Great leaders must be swift. Whatever it is that you need to do and whatever it is that you have to get done, has to be done quickly and with great confidence.
You must calculate and while you calculate you must not appear as if you are calculating. You must become a master of misdirection, and never let your competition see your intention, BUT there will come a time when calculation and misdirection will be over, this will be the time to act.
Action must always be swift and aggressive even when it might appear that it is the easiest thing in the world; action must always be focused, decisive and fast.
George W. Bush has begun to acquire the very unpleasant moniker of the worst American president of all time. Why do you think this is? Certainly many people could name many faults that have landed this president in hot water but the thing that began his downfall and the most persistent mistake that is alluded to is his lack of effective action in Iraq.
Bush and his policies failed in Iraq because his actions there were not well calculated and worst of all, he turned this offensive into a dragged out occupation that has cost the American people and the government dearly.
A leader cannot afford to take any action that will be prolonged in any way.

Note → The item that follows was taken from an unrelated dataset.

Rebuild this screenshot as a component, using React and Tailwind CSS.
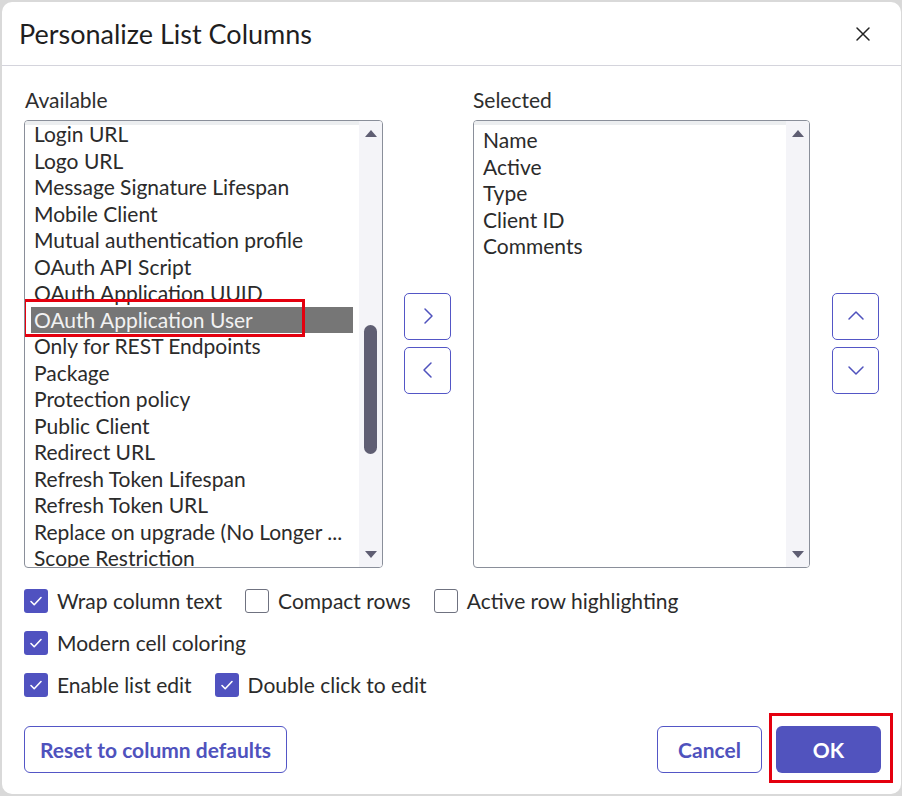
import React from "react";

const available = [
  "Login URL",
  "Logo URL",
  "Message Signature Lifespan",
  "Mobile Client",
  "Mutual authentication profile",
  "OAuth API Script",
  "OAuth Application UUID",
  "OAuth Application User",
  "Only for REST Endpoints",
  "Package",
  "Protection policy",
  "Public Client",
  "Redirect URL",
  "Refresh Token Lifespan",
  "Refresh Token URL",
  "Replace on upgrade (No Longer ...",
  "Scope Restriction",
];

const selected = ["Name", "Active", "Type", "Client ID", "Comments"];

function Chevron({ dir }) {
  const paths = {
    right: "M7 3l7 7-7 7",
    left: "M13 3l-7 7 7 7",
    up: "M3 13l7-7 7 7",
    down: "M3 7l7 7 7-7",
  };
  return (
    <svg width="20" height="20" viewBox="0 0 20 20" fill="none">
      <path d={paths[dir]} stroke="#4f52bd" strokeWidth="1.5" strokeLinecap="round" strokeLinejoin="round" />
    </svg>
  );
}

function MoveButton({ dir }) {
  return (
    <button className="flex h-[47px] w-[47px] items-center justify-center rounded-[5px] border border-[#5356c6] bg-white">
      <Chevron dir={dir} />
    </button>
  );
}

function ScrollTrack({ thumb }) {
  return (
    <div className="flex w-[23px] flex-col items-center bg-[#f4f4f8] pt-[9px] pb-[9px]">
      <div className="h-0 w-0 border-x-[6px] border-b-[7px] border-x-transparent border-b-[#5f5e73]" />
      {thumb ? (
        <div className="mt-[188px] h-[129px] w-[13px] rounded-full bg-[#5f5e73]" />
      ) : null}
      <div className="mt-auto h-0 w-0 border-x-[6px] border-t-[7px] border-x-transparent border-t-[#5f5e73]" />
    </div>
  );
}

function Check({ checked, label }) {
  return (
    <label className="flex items-center gap-[9px]">
      {checked ? (
        <span className="flex h-6 w-6 items-center justify-center rounded-[3px] bg-[#5052c0]">
          <svg width="14" height="14" viewBox="0 0 14 14" fill="none">
            <path d="M2 7.5l3.2 3.2L12 3.5" stroke="white" strokeWidth="1.6" strokeLinecap="round" strokeLinejoin="round" />
          </svg>
        </span>
      ) : (
        <span className="h-6 w-6 rounded-[3px] border border-[#6f7280] bg-white" />
      )}
      <span className="text-[21px] leading-6 text-[#2b2b2b]">{label}</span>
    </label>
  );
}

export default function App() {
  return (
    <div className="h-[796px] w-[902px] bg-[#d9d9d9] pt-[2px] pl-[2px] pr-[1px] pb-[2px]" style={{ fontFamily: "Lato, 'Noto Sans', sans-serif" }}>
      <div className="flex h-full flex-col rounded-[10px] bg-white">
        <header className="flex h-[64px] items-center justify-between border-b border-[#d4d4dc] pl-[17px] pr-[30px]">
          <h2 className="mt-[2px] text-[27px] text-[#1f1f1f]">Personalize List Columns</h2>
          <svg width="16" height="16" viewBox="0 0 16 16" fill="none">
            <path d="M2 2l12 12M14 2L2 14" stroke="#222" strokeWidth="1.5" strokeLinecap="round" />
          </svg>
        </header>

        <div className="flex flex-1 flex-col pl-[22px] pr-[20px] pt-[22px] pb-[21px]">
          <div className="flex text-[21px] leading-6 text-[#2e2e2e]">
            <div className="w-[449px] pl-[1px]">Available</div>
            <div>Selected</div>
          </div>

          <div className="mt-[8px] flex items-center">
            <div className="relative flex h-[448px] w-[359px] overflow-hidden rounded-[4px] border border-[#8a8f9a]">
              <div className="flex-1 pr-[6px] pl-[6px] shadow-[inset_0_4px_0_#eceef0]">
                {available.map((item) => (
                  <div
                    key={item}
                    className={
                      item === "OAuth Application User"
                        ? "whitespace-nowrap bg-[#767676] pl-[3px] text-[21px] leading-[26.5px] text-[#f2f2f2]"
                        : "whitespace-nowrap pl-[3px] text-[21px] leading-[26.5px] text-[#2b2b2b]"
                    }
                  >
                    {item}
                  </div>
                ))}
              </div>
              <ScrollTrack thumb />
              <div className="absolute left-[-2px] top-[178px] h-[38px] w-[282px] border-[3px] border-[#e4000f]" />
            </div>

            <div className="ml-[21px] mt-[-2px] flex flex-col gap-[7px]">
              <MoveButton dir="right" />
              <MoveButton dir="left" />
            </div>

            <div className="ml-[22px] flex h-[448px] w-[337px] overflow-hidden rounded-[4px] border border-[#8a8f9a]">
              <div className="flex-1 pl-[9px] pt-[6px] shadow-[inset_0_4px_0_#eceef0]">
                {selected.map((item) => (
                  <div key={item} className="text-[21px] leading-[26.5px] text-[#2b2b2b]">
                    {item}
                  </div>
                ))}
              </div>
              <ScrollTrack />
            </div>

            <div className="ml-[22px] mt-[-2px] flex flex-col gap-[7px]">
              <MoveButton dir="up" />
              <MoveButton dir="down" />
            </div>
          </div>

          <div className="mt-[21px] flex flex-col gap-[18px]">
            <div className="flex gap-[23px]">
              <Check checked label="Wrap column text" />
              <Check label="Compact rows" />
              <Check label="Active row highlighting" />
            </div>
            <div className="flex gap-[23px]">
              <Check checked label="Modern cell coloring" />
            </div>
            <div className="flex gap-[23px]">
              <Check checked label="Enable list edit" />
              <Check checked label="Double click to edit" />
            </div>
          </div>

          <div className="mt-auto flex items-center justify-between">
            <button className="h-[47px] w-[263px] rounded-[6px] border border-[#5356c6] bg-white text-[21px] font-bold text-[#4f52bd]">
              Reset to column defaults
            </button>
            <div className="flex gap-[14px]">
              <button className="h-[47px] w-[105px] rounded-[6px] border border-[#5356c6] bg-white text-[21px] font-bold text-[#4f52bd]">
                Cancel
              </button>
              <div className="relative">
                <button className="h-[47px] w-[105px] rounded-[6px] bg-[#5153be] text-[21px] font-bold text-white">
                  OK
                </button>
                <div className="absolute left-[-7px] top-[-13px] h-[70px] w-[124px] border-[3px] border-[#e4000f]" />
              </div>
            </div>
          </div>
        </div>
      </div>
    </div>
  );
}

If you prolong your actions in any way, you are taking a huge risk that your forces will be depleted and your strength will be gone before you can best whatever obstacle you are facing. If this is the case and you find yourself facing an obstacle that you can no longer best because of your lack of forethought and swift action, other leaders will be appointed in your place to do what you could not do. Moreover those that are beneath you will be subject to harsh criticism and will most likely also be seen as lacking in skill and ability.
These kinds of problems must be avoided at all cost and the way to avoid them is to calculate before hand and only act when your efforts are sure to be short, sweet and highly effective. You must see the weakness in the obstacles or the challenges that you face before you take action.
You must rally the people at your command and make sure that they know what they are doing to the letter. You must gather your forces and weigh the consequences of your actions and when you are certain that you have an Achilles heel; act, and act swiftly, with the full momentum of all your people and forces at your disposal.
You could be the smartest person imaginable, you could be incredibly clever and imaginative; this unfortunately will not make one bit of difference. Once you find yourself in a prolonged campaign that has no end in sight, you are done.
Even clumsy and brash actions can be successful sometimes, most usually if they succeed quickly, but you will never find any success in an action that is long and dragged out. Please do not make the mistake in thinking that this is effective only when it comes to physical conflict. All action follows this rule; whether it is a marketing campaign, a mountain climb or crossing the street.
You can have a large vision; any challenge poses many obstacles. The idea though is that before you undertake any challenge; you try and foresee as many obstacles as you can and you make your move only when you know you can deal with these obstacles in a winning manner.
Winning means acting quickly. Winning strategy is swift action!